2 c hot cooked wide noodles



  1. In a large nonstick skilled over medium heat, heat 1 Tbsp of the oil.  Sauté the apple until lightly browned, about 5 minutes.  Sprinkle with the brown sugar; cook, stirring frequently, until tender, 3-5 minutes longer.  Transfer to a plate.
  2. On a sheet of wax paper, sprinkle the chicken with the cinnamon, salt, and pepper.  In the skillet, heat the remaining 1 Tbsp oil.  Sauté the chicken until browned, 4-5 minutes on each side.  Transfer to another plate.

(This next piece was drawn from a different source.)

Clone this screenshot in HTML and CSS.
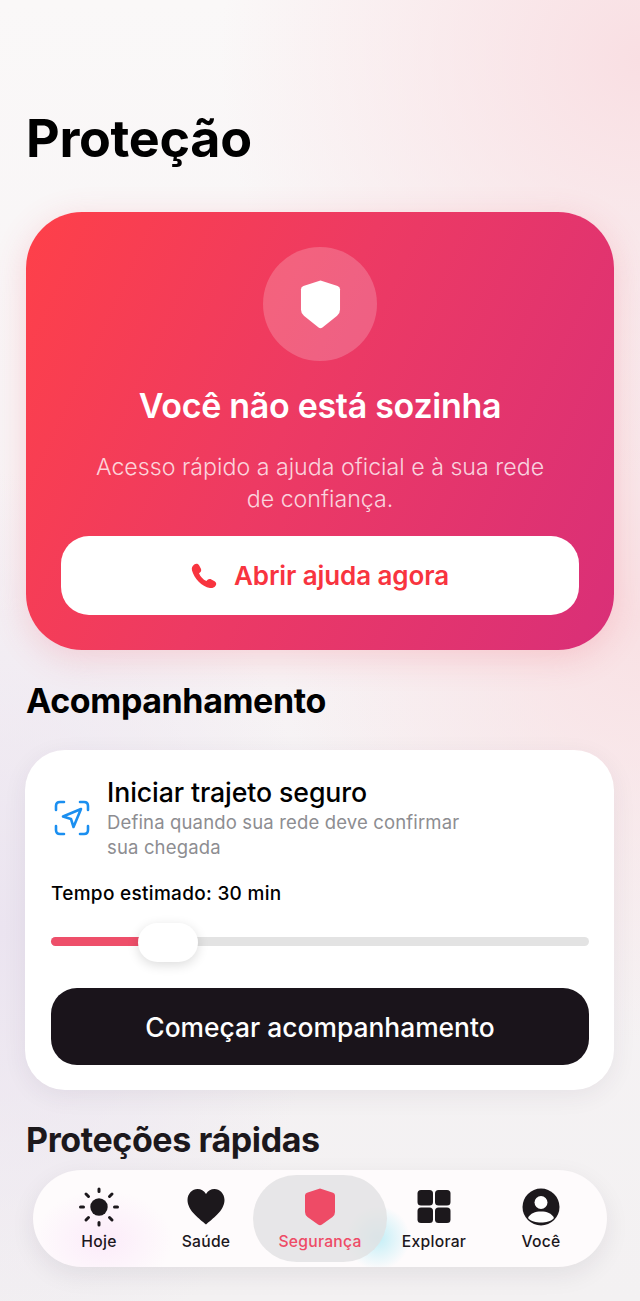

  3. In the skillet, cook the onion, covered, until tender, 6-8 minutes; stir in the cider and vinegar.  Reduce the heat and simmer r2 minutes.  Return the chicken to the skillet; simmer, spooning the sauce over chicken, until chicken is cooked through and liquid is reduced by half, 4-5 minutes.
  4. Return the apples to the skillet; cook until heated through, about 2 minutes.  Arrange the noodles on a platter; top with the chicken mixture, pouring any remaining juices over the chicken.